◆ Data section:
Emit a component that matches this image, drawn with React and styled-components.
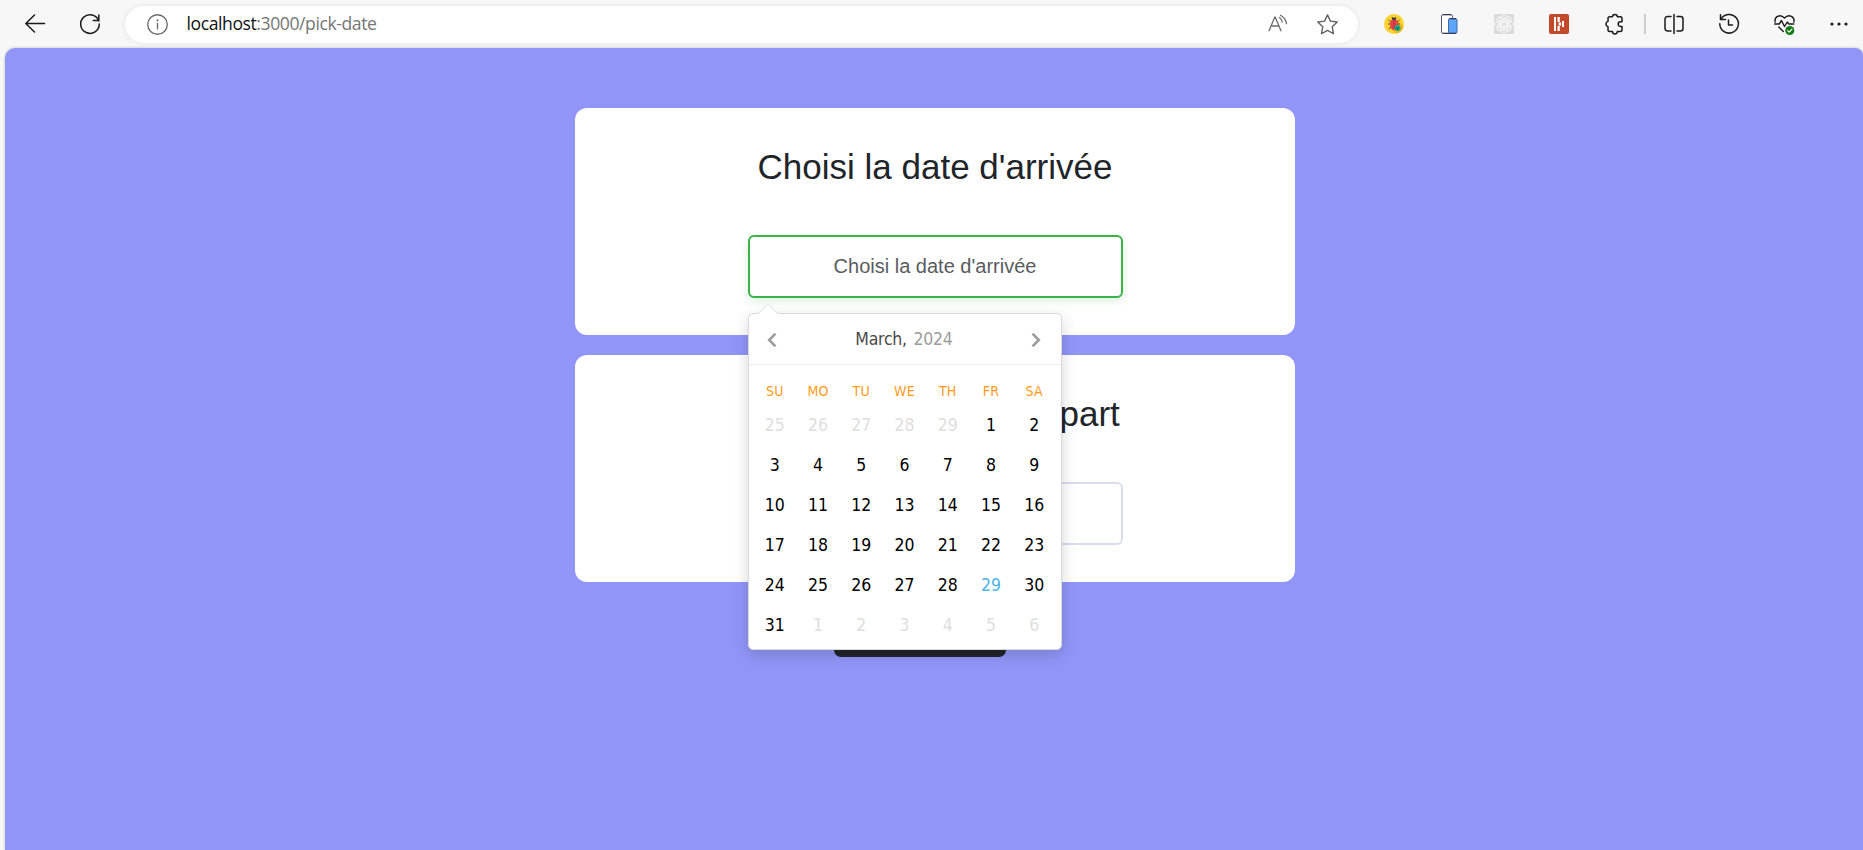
import React from "react";
import styled, { createGlobalStyle, css } from "styled-components";

const GlobalStyle = createGlobalStyle`
  * { box-sizing: border-box; }
  html, body { margin: 0; height: 100%; background: #f7f7f7; overflow: hidden; }
  #root { height: 100%; }
`;

const Browser = styled.div`
  display: flex;
  flex-direction: column;
  height: 850px;
  width: 1863px;
  overflow: hidden;
  background: #f7f7f7;
`;

const Toolbar = styled.header`
  display: flex;
  align-items: center;
  flex: none;
  height: 48px;
  padding-left: 7px;
`;

const ToolButton = styled.span`
  display: flex;
  flex: none;
  align-items: center;
  justify-content: center;
  width: 55px;
  height: 48px;

  svg { display: block; overflow: visible; }
`;

const AddressBar = styled.div`
  display: flex;
  align-items: center;
  flex: none;
  width: 1233px;
  height: 37px;
  margin: 0 8.5px 0 8px;
  padding: 0 20px 0 22px;
  border-radius: 19px;
  background: #fff;
  box-shadow: 0 0 5px rgba(0, 0, 0, 0.09);

  svg { display: block; flex: none; overflow: visible; }
`;

const Url = styled.span`
  flex: 1;
  margin-left: 18.5px;
  padding-bottom: 2px;
  font: 400 17.6px/24px "Open Sans", sans-serif;
  letter-spacing: -0.43px;
  color: #757575;

  b { font-weight: 400; color: #111; }
`;

const AddressActions = styled.div`
  display: flex;
  align-items: center;
  gap: 29px;
`;

const Divider = styled.span`
  flex: none;
  width: 2px;
  height: 20px;
  margin: 0 1px 0 2px;
  background: #cecece;
`;

const Page = styled.main`
  flex: 1;
  display: flex;
  flex-direction: column;
  align-items: center;
  gap: 20px;
  margin-left: 5px;
  padding-top: 60px;
  border-radius: 10px 8px 0 0;
  background: #9195f7;
  box-shadow: 0 0 3px rgba(0, 0, 0, 0.25);
`;

const Card = styled.section`
  display: flex;
  flex-direction: column;
  align-items: center;
  flex: none;
  width: 720px;
  height: 227px;
  margin-left: 2px;
  padding-top: 38px;
  border-radius: 12px;
  background: #fff;
`;

const Title = styled.h2`
  margin: 0 0 47px;
  font: 400 35px/42px "Liberation Sans", Arial, sans-serif;
  color: #212529;
  white-space: nowrap;
`;

const Field = styled.div`
  position: relative;
  width: 375px;
  height: 63px;
`;

const DateInput = styled.div`
  display: flex;
  align-items: center;
  justify-content: center;
  height: 63px;
  padding-bottom: 2px;
  border: 2px solid #d9dcea;
  border-radius: 6px;
  background: #fff;
  font: 400 20px/30px "Liberation Sans", Arial, sans-serif;
  color: #595c5f;
  ${(p) => p.$active && css`
    border-color: #38b449;
    box-shadow: 0 3px 8px rgba(56, 180, 73, 0.18);
  `}
`;

const Picker = styled.div`
  position: absolute;
  z-index: 5;
  top: 78px;
  left: 0;
  width: 314px;
  height: 337px;
  border: 1px solid #d9d9d9;
  border-radius: 5px;
  background: #fff;
  box-shadow: 0 5px 15px rgba(0, 0, 0, 0.16);
  font-family: "DejaVu Sans Condensed", "DejaVu Sans", sans-serif;
  font-stretch: condensed;
`;

const Pointer = styled.svg`
  position: absolute;
  top: -12px;
  left: 9px;
`;

const PickerNav = styled.div`
  display: flex;
  align-items: center;
  justify-content: space-between;
  height: 51px;
  padding: 0 19px 0 18px;
  border-bottom: 1px solid #ececec;

  svg { display: block; margin-top: 2px; }
`;

const Month = styled.span`
  font-size: 17.5px;
  line-height: 24px;
  letter-spacing: -0.25px;
  color: #4a4a4a;

  i { margin-left: 2px; font-style: normal; color: #9c9c9c; }
`;

const Grid = styled.div`
  display: grid;
  grid-template-columns: repeat(7, 43.25px);
  justify-content: center;
`;

const Weekdays = styled(Grid)`
  height: 40px;
  padding-top: 16px;
`;

const Weekday = styled.span`
  font-size: 14px;
  line-height: 20px;
  letter-spacing: 0.2px;
  text-align: center;
  color: #ff9a19;
`;

const tones = { normal: "#000", muted: "#dedede", today: "#4eb5e6" };

const Day = styled.span`
  height: 40px;
  font-size: 17.5px;
  line-height: 40px;
  text-align: center;
  color: ${(p) => tones[p.$tone]};
`;

const SubmitButton = styled.button`
  flex: none;
  width: 172px;
  height: 47px;
  margin: 8px 28px 0 0;
  border: 0;
  border-radius: 7px;
  background: #212529;
`;

const Stroke = ({ size = 20, color = "#1b1b1b", width = 1.5, children }) => (
  <svg width={size} height={size} viewBox="0 0 20 20" fill="none" stroke={color}
    strokeWidth={width} strokeLinecap="round" strokeLinejoin="round">{children}</svg>
);

const Bug = () => (
  <svg width="20" height="20" viewBox="0 0 20 20">
    <circle cx="10" cy="10" r="10" fill="#fdd22f" />
    <path d="M13 6l6.500 6.500A10 10 0 0 1 13 19.500L7 15z" fill="#efb514" />
    <path d="M4.500 6l2.500 2M4 10h3M4.500 15L7 13M15.500 6L13 8M16 10h-3M7.800 3L9 4.500M12.200 3L11 4.500" stroke="#5b4a3a" strokeWidth="1" fill="none" />
    <ellipse cx="10" cy="10.500" rx="4" ry="5.600" fill="#e8434a" />
    <path d="M7.600 5.800a2.400 2.400 0 0 1 4.800 0z" fill="#30394a" />
    <path d="M10 6v9" stroke="#a92f3b" />
    <circle cx="13.500" cy="14" r="3" fill="#17aa8b" />
    <path d="M12 13l1.500 1.500L15 13M13.500 14.500V16" stroke="#075d55" fill="none" />
  </svg>
);

const Devices = () => (
  <svg width="18" height="20" viewBox="0 0 18 20">
    <rect x="1.500" y=".6" width="11" height="18.800" rx="1.600" fill="#fff" stroke="#555a72" strokeWidth="1" />
    <path d="M3 .7h8M3 19.300h8" stroke="#353a55" strokeWidth="1.300" />
    <rect x="8.500" y="4.600" width="8.500" height="14.800" rx="1.500" fill="#5ba5fb" stroke="#4268a8" strokeWidth="1" />
    <path d="M9.500 4.700H16M9.500 19.300H16" stroke="#353a55" strokeWidth="1.300" />
  </svg>
);

const Atom = () => (
  <svg width="20" height="20" viewBox="0 0 20 20">
    <rect width="20" height="20" rx="1" fill="#dcdcdc" />
    <g fill="none" stroke="#fafafa" strokeWidth=".9">
      {[0, 45, 90, 135].map((a) => (
        <ellipse key={a} cx="10" cy="10" rx="8.800" ry="4" transform={`rotate(${a} 10 10)`} />
      ))}
      <circle cx="10" cy="10" r="2.200" strokeWidth="1.200" />
    </g>
  </svg>
);

const RedBadge = () => (
  <svg width="20" height="20" viewBox="0 0 20 20">
    <rect width="20" height="20" rx="2" fill="#c24a2b" />
    <path d="M5 3h2v14H5zM8.500 3h2.300v5H8.500zM8.500 12h2.300v5H8.500zM9.500 8.500H12v3H9.500zM13 7h2v6h-2z" fill="#fff" />
  </svg>
);

const Heart = () => (
  <svg width="21" height="20" viewBox="0 0 21 20" fill="none" stroke="#1b1b1b" strokeWidth="1.400" strokeLinecap="round" strokeLinejoin="round">
    <path d="M1.200 8C-.2 3 6 -.8 10.500 4 15 -.8 21.200 3 19.800 8" />
    <path d="M.7 10h4.500L7.500 6.500l3 6 2.800-4.500 1.500 2h5M4.800 13l4.500 4.500" />
    <circle cx="15.800" cy="16.500" r="4.500" fill="#127b16" stroke="none" />
    <path d="M13.700 16.600l1.500 1.500 2.800-3" stroke="#fff" strokeWidth="1.200" />
  </svg>
);

const Chevron = ({ right }) => (
  <svg width="10" height="16" viewBox="0 0 10 16" fill="none" stroke="#9c9c9c" strokeWidth="2.600">
    <path d={right ? "M1.500 1.700L7.800 8l-6.300 6.300" : "M8.500 1.700L2.200 8l6.300 6.300"} />
  </svg>
);

const weekdays = ["SU", "MO", "TU", "WE", "TH", "FR", "SA"];
const days = [
  ...[25, 26, 27, 28, 29].map((n) => ({ n, tone: "muted" })),
  ...Array.from({ length: 31 }, (_, i) => ({ n: i + 1, tone: i === 28 ? "today" : "normal" })),
  ...[1, 2, 3, 4, 5, 6].map((n) => ({ n, tone: "muted" })),
];

const Calendar = () => (
  <Picker>
    <Pointer width="20" height="13" viewBox="0 0 20 13">
      <path d="M.5 11.500L10 1.500l9.500 10V13H.5z" fill="#fff" />
      <path d="M.5 11.500L10 1.500l9.500 10" fill="none" stroke="#d9d9d9" />
    </Pointer>
    <PickerNav>
      <Chevron />
      <Month>March, <i>2024</i></Month>
      <Chevron right />
    </PickerNav>
    <Weekdays>{weekdays.map((d) => <Weekday key={d}>{d}</Weekday>)}</Weekdays>
    <Grid>{days.map((d, i) => <Day key={i} $tone={d.tone}>{d.n}</Day>)}</Grid>
  </Picker>
);

export default function App() {
  return (
    <Browser>
      <GlobalStyle />
      <Toolbar>
        <ToolButton><Stroke><path d="M19.500 9.500H.8M9.500 1L.8 9.500l8.700 8.500" /></Stroke></ToolButton>
        <ToolButton><Stroke><path d="M18.800 7A9.300 9.300 0 1 0 19.300 10M18.800 1v5.500h-5.500" /></Stroke></ToolButton>
        <AddressBar>
          <Stroke size={21} color="#6c6c6c" width={1.3}><circle cx="10" cy="10" r="9.300" /><path d="M10 9v5.200" /><circle cx="10" cy="6" r=".4" /></Stroke>
          <Url><b>localhost</b>:3000/pick-date</Url>
          <AddressActions>
            <Stroke color="#6c6c6c" width={1.3}><path d="M1 16.800L7 2.800l6 14M3.200 12h7.600M11.500 3.500q2.300 1.700 2.700 4.500M12.500 1.200q5.300 3 6 8.500" /></Stroke>
            <Stroke size={21} color="#606060" width={1.3}><path d="M10 .8l2.800 6 6.500.8-4.800 4.600 1.200 6.600L10 15.600l-5.700 3.200 1.200-6.600L.7 7.600l6.500-.8z" /></Stroke>
          </AddressActions>
        </AddressBar>
        <ToolButton><Bug /></ToolButton>
        <ToolButton><Devices /></ToolButton>
        <ToolButton><Atom /></ToolButton>
        <ToolButton><RedBadge /></ToolButton>
        <ToolButton>
          <Stroke><path d="M5.500 2.800h3a2.400 2.400 0 0 1 4.800 0h3.200A1.500 1.500 0 0 1 18 4.300v3.500h-1.500a2.300 2.300 0 0 0 0 4.600H18V16a1.500 1.500 0 0 1-1.500 1.500h-3.200a2.400 2.400 0 0 1-4.800 0h-3A1.500 1.500 0 0 1 4 16v-3.200a2.800 2.800 0 0 1 0-5.400V4.300a1.500 1.500 0 0 1 1.500-1.500z" /></Stroke>
        </ToolButton>
        <Divider />
        <ToolButton>
          <Stroke><path d="M10 .5v19M7 2.500H3.500A2.500 2.500 0 0 0 1 5v9.500A2.500 2.500 0 0 0 3.500 17H7M13 2.500h3.500A2.500 2.500 0 0 1 19 5v9.500a2.500 2.500 0 0 1-2.500 2.500H13" /></Stroke>
        </ToolButton>
        <ToolButton>
          <Stroke><path d="M2 5.200a9.300 9.300 0 1 1-1.200 4.500M1.500.8v4.700h5M9.500 6v5h4" /></Stroke>
        </ToolButton>
        <ToolButton><Heart /></ToolButton>
        <ToolButton>
          <svg width="18" height="4" viewBox="0 0 18 4" fill="#1b1b1b"><circle cx="2" cy="2" r="1.600" /><circle cx="9" cy="2" r="1.600" /><circle cx="16" cy="2" r="1.600" /></svg>
        </ToolButton>
      </Toolbar>
      <Page>
        <Card>
          <Title>Choisi la date d'arrivée</Title>
          <Field>
            <DateInput $active>Choisi la date d'arrivée</DateInput>
            <Calendar />
          </Field>
        </Card>
        <Card>
          <Title>Choisi la date de départ</Title>
          <Field><DateInput /></Field>
        </Card>
        <SubmitButton aria-label="Valider" />
      </Page>
    </Browser>
  );
}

◆ Work required: Transcribe exactly, with no pictures, the lines running from the first line of the material through the line holding "color: #757575;".

◆ Full response:
Emit a component that matches this image, drawn with React and styled-components.
import React from "react";
import styled, { createGlobalStyle, css } from "styled-components";

const GlobalStyle = createGlobalStyle`
  * { box-sizing: border-box; }
  html, body { margin: 0; height: 100%; background: #f7f7f7; overflow: hidden; }
  #root { height: 100%; }
`;

const Browser = styled.div`
  display: flex;
  flex-direction: column;
  height: 850px;
  width: 1863px;
  overflow: hidden;
  background: #f7f7f7;
`;

const Toolbar = styled.header`
  display: flex;
  align-items: center;
  flex: none;
  height: 48px;
  padding-left: 7px;
`;

const ToolButton = styled.span`
  display: flex;
  flex: none;
  align-items: center;
  justify-content: center;
  width: 55px;
  height: 48px;

  svg { display: block; overflow: visible; }
`;

const AddressBar = styled.div`
  display: flex;
  align-items: center;
  flex: none;
  width: 1233px;
  height: 37px;
  margin: 0 8.5px 0 8px;
  padding: 0 20px 0 22px;
  border-radius: 19px;
  background: #fff;
  box-shadow: 0 0 5px rgba(0, 0, 0, 0.09);

  svg { display: block; flex: none; overflow: visible; }
`;

const Url = styled.span`
  flex: 1;
  margin-left: 18.5px;
  padding-bottom: 2px;
  font: 400 17.6px/24px "Open Sans", sans-serif;
  letter-spacing: -0.43px;
  color: #757575;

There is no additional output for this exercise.